Let’s not forget that traditional Salafists scholars of Saudi Arabia also issued fatwas prohibiting jihadist operations since the 1990’s as they viewed them as defiant to the state.

This angered the mufti of the Brotherhood and Qatar-affiliated union who justified “martyrdom operations” and wanted to religiously legitimize it. The union worked on destroying major religious institutions in the Muslim world, like the Council of Senior Scholars in Saudi Arabia and al-Azhar in Egypt.

Historically, the terrorism project hiding within Islam began around the same time organizations of extremist fatwas were established.

Like Qaeda and ISIS, these jurisprudence groups refused local-ism and viewed themselves as global and intercontinental organizations.

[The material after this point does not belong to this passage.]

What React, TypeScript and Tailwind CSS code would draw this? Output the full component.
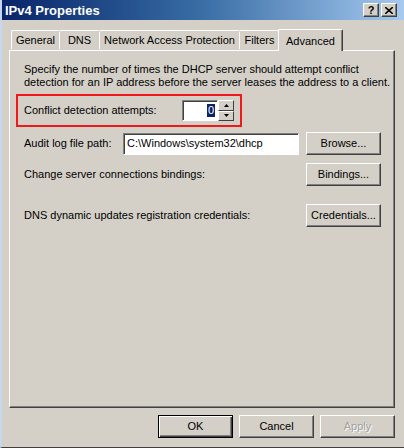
import React from 'react';

const font = { fontFamily: '"Liberation Sans", Arial, sans-serif' };

function TitleButton({ children }: { children: React.ReactNode }) {
  return (
    <div className="w-[16px] h-[14px] bg-[#d4d0c8] border-t border-l border-t-white border-l-white border-r border-b border-r-[#404040] border-b-[#404040] shadow-[inset_-1px_-1px_0_#808080] flex items-center justify-center text-[11px] font-bold leading-none text-black">
      {children}
    </div>
  );
}

function Button({ label, isDefault, disabled }: { label: string; isDefault?: boolean; disabled?: boolean }) {
  return (
    <div
      className={`w-[75px] h-[23px] bg-[#d4d0c8] flex items-center justify-center text-[11px] ${
        isDefault
          ? 'border border-black shadow-[inset_1px_1px_0_#ffffff,inset_-1px_-1px_0_#404040,inset_-2px_-2px_0_#808080]'
          : 'border-t border-l border-t-white border-l-white border-r border-b border-r-[#404040] border-b-[#404040] shadow-[inset_-1px_-1px_0_#808080]'
      } ${disabled ? 'text-[#a0a0a0] [text-shadow:1px_1px_0_#ffffff]' : 'text-black'}`}
    >
      {label}
    </div>
  );
}

const tabs = [
  { label: 'General', w: 'w-[49px]' },
  { label: 'DNS', w: 'w-[41px]' },
  { label: 'Network Access Protection', w: 'w-[141px]' },
  { label: 'Filters', w: 'w-[41px]' },
];

export default function App() {
  return (
    <div style={font} className="w-[404px] h-[448px] bg-[#d4d0c8] overflow-hidden flex flex-col border-l-2 border-l-[#c6d6ec] border-b border-b-[#404040] text-black">
      {/* title bar */}
      <div className="h-[20px] shrink-0 bg-gradient-to-r from-[#0a246a] via-[#3a6ea5] to-[#a6caf0] flex items-center pl-[3px] pr-[7px]">
        <span className="text-white font-bold text-[13px] leading-none">IPv4 Properties</span>
        <div className="ml-auto flex gap-[2px]">
          <TitleButton>?</TitleButton>
          <TitleButton>
            <svg width="8" height="7" viewBox="0 0 8 7"><path d="M0 0 L8 7 M8 0 L0 7" stroke="black" strokeWidth="1.6" /></svg>
          </TitleButton>
        </div>
      </div>

      <div className="pl-[7px] flex flex-col">
        {/* tabs */}
        <div className="mt-[9px] h-[21px] flex items-end pl-[2px] relative z-10">
          {tabs.map(t => (
            <div
              key={t.label}
              className={`${t.w} h-[19px] border-t border-l border-t-white border-l-white border-r border-r-[#404040] rounded-tl-[2px] rounded-tr-[2px] flex items-center justify-center text-[11px] mb-[1px] -mr-[1px]`}
            >
              {t.label}
            </div>
          ))}
          <div className="w-[65px] h-[22px] -mb-[1px] bg-[#d4d0c8] border-t border-l border-t-white border-l-white border-r border-r-[#404040] shadow-[inset_-1px_0_0_#808080] rounded-tl-[2px] rounded-tr-[2px] flex items-start justify-center pt-[3px] text-[11px] -ml-[1px]">
            Advanced
          </div>
        </div>

        {/* panel */}
        <div className="w-[386px] h-[358px] border-t border-l border-t-white border-l-white border-r border-b border-r-[#404040] border-b-[#404040] shadow-[inset_-1px_-1px_0_#808080] flex flex-col text-[11px]">
          <p className="mt-[12px] pl-[14px] leading-[13px]">
            Specify the number of times the DHCP server should attempt conflict
            <br />
            detection for an IP address before the server leases the address to a client.
          </p>

          <div className="mt-[5px] ml-[6px] w-[226px] h-[33px] border-2 border-[#f01818] flex items-center pl-[6px]">
            <span className="w-[158px]">Conflict detection attempts:</span>
            <div className="w-[36px] h-[21px] bg-white border-t border-l border-t-[#808080] border-l-[#808080] border-b border-r border-b-white border-r-white shadow-[inset_1px_1px_0_#404040] flex items-center justify-end pr-[2px]">
              <span className="bg-[#0a246a] text-white leading-[13px] px-[1px]">0</span>
            </div>
            <div className="flex flex-col w-[16px] h-[21px]">
              {[0, 1].map(i => (
                <div key={i} className="h-[10.5px] bg-[#d4d0c8] border-t border-l border-t-white border-l-white border-r border-b border-r-[#404040] border-b-[#404040] flex items-center justify-center">
                  <svg width="5" height="3" viewBox="0 0 5 3">
                    <path d={i === 0 ? 'M2.5 0 L5 3 L0 3 Z' : 'M0 0 L5 0 L2.5 3 Z'} fill="black" />
                  </svg>
                </div>
              ))}
            </div>
          </div>

          <div className="mt-[5px] h-[23px] flex items-center pl-[14px]">
            <span className="w-[99px]">Audit log file path:</span>
            <div className="w-[176px] h-[22px] bg-white border-t border-l border-t-[#808080] border-l-[#808080] border-b border-r border-b-white border-r-white shadow-[inset_1px_1px_0_#404040] pl-[3px] pt-[3px] leading-[13px]">
              C:\Windows\system32\dhcp
            </div>
            <div className="ml-[7px]">
              <Button label="Browse..." />
            </div>
          </div>

          <div className="mt-[8px] h-[23px] flex items-center pl-[14px]">
            <span className="w-[282px]">Change server connections bindings:</span>
            <Button label="Bindings..." />
          </div>

          <div className="mt-[18px] h-[23px] flex items-center pl-[14px]">
            <span className="w-[282px]">DNS dynamic updates registration credentials:</span>
            <Button label="Credentials..." />
          </div>
        </div>

        {/* dialog buttons */}
        <div className="mt-[7px] flex gap-[6px] pl-[149px]">
          <Button label="OK" isDefault />
          <Button label="Cancel" />
          <Button label="Apply" disabled />
        </div>
      </div>
    </div>
  );
}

Qaeda’s birth in Afghanistan coincided with the emergence of the "European Council for Fatwa and Research" in 1997 in London. Is it by chance that it’s headed by Yusuf al-Qaradawi and his deputy Ali al-Qaradaghi, the two same figures who had been involved in extremist ideology for the past 20 years?

Just like Qaeda branched in the Middle East and Europe, extremist jurisprudence organizations established branches in the Gulf, Iraq, Lebanon, North Africa, France, Germany, Belgium, Britain and Ireland.

Through the slogans, statements, and activities of such religious institutions, as well as different nationalities of their members, we can see how they played the role of the religious reference which extremist groups, based on calls of extremism and jihad, needed during the dangerous years of unrest.

If we realized that the most dangerous aspect of terrorism is extremist ideology, we must also be aware that extremist ideology would not have existed, developed, and became armed organizations hadn’t it been for these religious figures and institutions that embraced extremist scholars.

In addition, it wouldn't have happened if Qatar hadn't protected and funded them, making it easier for them to gain influence on the intellectual and media levels and buy even some of those who are afraid of its control or don't agree with it.